Entries with page source code
------------------------

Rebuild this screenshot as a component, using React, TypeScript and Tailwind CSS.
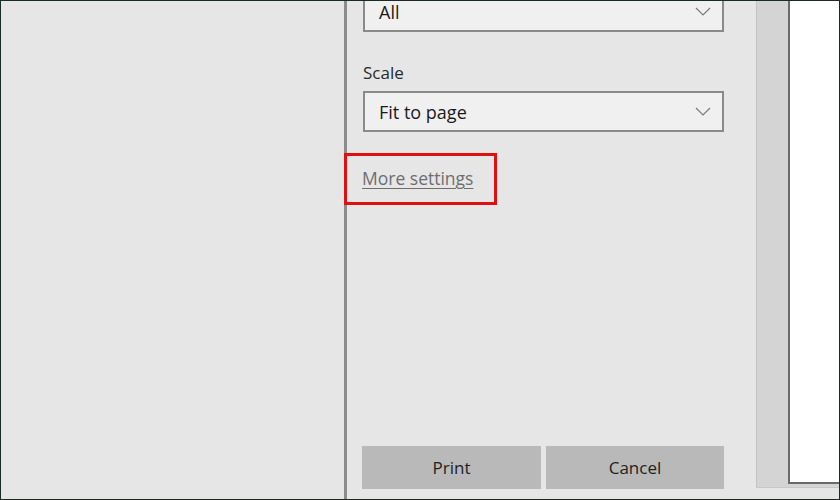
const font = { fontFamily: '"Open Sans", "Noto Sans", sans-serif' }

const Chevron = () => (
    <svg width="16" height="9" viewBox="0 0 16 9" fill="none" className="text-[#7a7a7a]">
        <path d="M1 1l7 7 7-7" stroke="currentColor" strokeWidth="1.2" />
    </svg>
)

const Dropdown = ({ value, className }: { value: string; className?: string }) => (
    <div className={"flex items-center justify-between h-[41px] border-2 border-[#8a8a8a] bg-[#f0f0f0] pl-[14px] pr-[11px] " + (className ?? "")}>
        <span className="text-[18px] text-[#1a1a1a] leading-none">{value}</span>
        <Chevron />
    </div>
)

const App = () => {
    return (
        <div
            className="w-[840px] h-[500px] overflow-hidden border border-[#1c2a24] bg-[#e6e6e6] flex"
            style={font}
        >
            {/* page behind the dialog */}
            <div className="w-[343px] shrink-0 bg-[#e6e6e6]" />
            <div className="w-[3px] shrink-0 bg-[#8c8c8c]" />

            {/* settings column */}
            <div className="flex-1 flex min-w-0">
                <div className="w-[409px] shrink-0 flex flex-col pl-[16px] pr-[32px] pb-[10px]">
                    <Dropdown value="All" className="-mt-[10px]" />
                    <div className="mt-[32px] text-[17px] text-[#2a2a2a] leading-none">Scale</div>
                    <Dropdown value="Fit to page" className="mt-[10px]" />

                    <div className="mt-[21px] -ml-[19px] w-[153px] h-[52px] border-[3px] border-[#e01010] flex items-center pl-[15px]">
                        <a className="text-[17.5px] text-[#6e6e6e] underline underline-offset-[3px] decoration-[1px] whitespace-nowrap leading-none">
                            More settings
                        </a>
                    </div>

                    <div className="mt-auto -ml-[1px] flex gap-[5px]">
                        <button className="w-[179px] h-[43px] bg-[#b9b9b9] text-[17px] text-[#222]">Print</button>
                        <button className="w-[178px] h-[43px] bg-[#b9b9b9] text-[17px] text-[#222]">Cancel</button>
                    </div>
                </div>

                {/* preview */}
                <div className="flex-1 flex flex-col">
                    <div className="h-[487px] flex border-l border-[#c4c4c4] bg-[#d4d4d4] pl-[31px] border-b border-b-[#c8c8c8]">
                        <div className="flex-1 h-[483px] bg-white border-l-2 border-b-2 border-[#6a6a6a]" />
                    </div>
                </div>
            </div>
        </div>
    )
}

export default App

------------------------

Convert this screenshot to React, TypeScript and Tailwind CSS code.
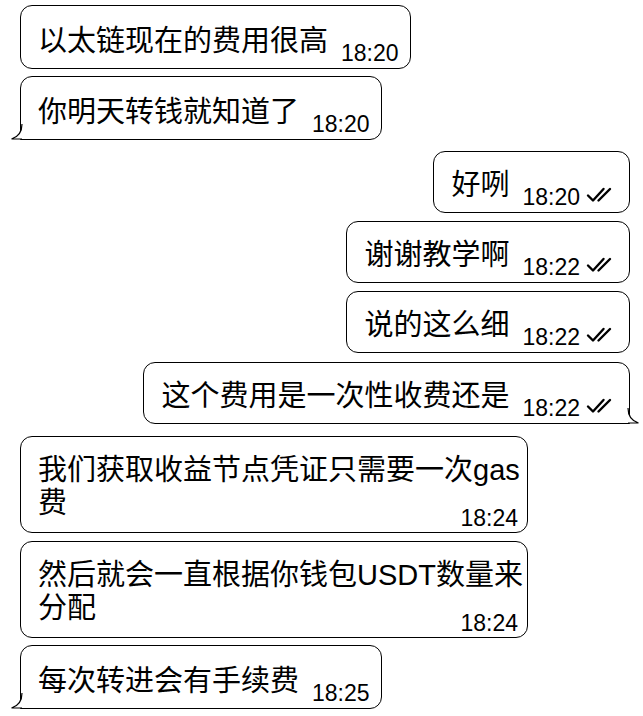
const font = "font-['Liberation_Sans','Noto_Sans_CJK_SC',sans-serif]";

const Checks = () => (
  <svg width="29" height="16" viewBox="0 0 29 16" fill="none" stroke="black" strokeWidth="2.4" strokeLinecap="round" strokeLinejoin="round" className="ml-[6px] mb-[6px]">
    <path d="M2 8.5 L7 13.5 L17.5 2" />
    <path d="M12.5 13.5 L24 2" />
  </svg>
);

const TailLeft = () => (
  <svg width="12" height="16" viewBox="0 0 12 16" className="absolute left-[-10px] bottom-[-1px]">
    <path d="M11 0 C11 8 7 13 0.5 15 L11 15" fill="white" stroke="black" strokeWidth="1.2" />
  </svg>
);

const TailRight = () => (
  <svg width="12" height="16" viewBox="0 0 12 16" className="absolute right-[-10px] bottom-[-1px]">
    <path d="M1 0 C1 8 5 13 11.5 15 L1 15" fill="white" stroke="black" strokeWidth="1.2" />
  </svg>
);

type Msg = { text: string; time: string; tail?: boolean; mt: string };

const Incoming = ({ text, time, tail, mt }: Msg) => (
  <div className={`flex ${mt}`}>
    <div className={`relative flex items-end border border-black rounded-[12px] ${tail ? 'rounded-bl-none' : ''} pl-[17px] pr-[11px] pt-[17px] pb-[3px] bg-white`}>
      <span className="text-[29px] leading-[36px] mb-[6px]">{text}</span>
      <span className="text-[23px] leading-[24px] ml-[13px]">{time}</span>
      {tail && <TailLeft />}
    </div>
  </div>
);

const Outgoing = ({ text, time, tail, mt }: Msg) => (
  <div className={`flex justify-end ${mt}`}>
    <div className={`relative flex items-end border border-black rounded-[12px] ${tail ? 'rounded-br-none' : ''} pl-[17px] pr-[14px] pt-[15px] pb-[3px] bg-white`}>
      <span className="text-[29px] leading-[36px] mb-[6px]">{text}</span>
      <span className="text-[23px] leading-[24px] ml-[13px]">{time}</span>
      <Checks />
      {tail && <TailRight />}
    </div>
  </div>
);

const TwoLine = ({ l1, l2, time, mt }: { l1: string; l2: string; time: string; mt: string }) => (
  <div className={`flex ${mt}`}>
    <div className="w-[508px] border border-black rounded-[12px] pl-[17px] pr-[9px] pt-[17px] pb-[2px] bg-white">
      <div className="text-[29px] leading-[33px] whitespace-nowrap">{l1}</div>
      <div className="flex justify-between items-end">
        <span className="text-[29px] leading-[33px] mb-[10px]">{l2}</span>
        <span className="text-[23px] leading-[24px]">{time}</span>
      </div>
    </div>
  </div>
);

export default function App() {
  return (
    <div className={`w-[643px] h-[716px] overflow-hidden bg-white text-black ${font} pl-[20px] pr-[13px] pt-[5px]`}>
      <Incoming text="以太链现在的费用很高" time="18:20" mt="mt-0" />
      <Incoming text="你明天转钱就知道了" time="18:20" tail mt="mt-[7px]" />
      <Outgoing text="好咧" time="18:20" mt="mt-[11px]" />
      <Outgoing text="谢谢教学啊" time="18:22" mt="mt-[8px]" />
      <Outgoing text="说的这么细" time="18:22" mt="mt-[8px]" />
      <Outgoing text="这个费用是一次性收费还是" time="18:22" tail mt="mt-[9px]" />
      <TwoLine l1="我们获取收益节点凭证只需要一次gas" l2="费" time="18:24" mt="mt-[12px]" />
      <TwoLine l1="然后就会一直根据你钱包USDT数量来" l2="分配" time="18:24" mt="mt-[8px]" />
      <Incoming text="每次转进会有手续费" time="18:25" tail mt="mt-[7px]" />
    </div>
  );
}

------------------------

Requirement: Search the data for the string "TypeScript" and copy each line where it appears.

Correct result:
Rebuild this screenshot as a component, using React, TypeScript and Tailwind CSS.
Convert this screenshot to React, TypeScript and Tailwind CSS code.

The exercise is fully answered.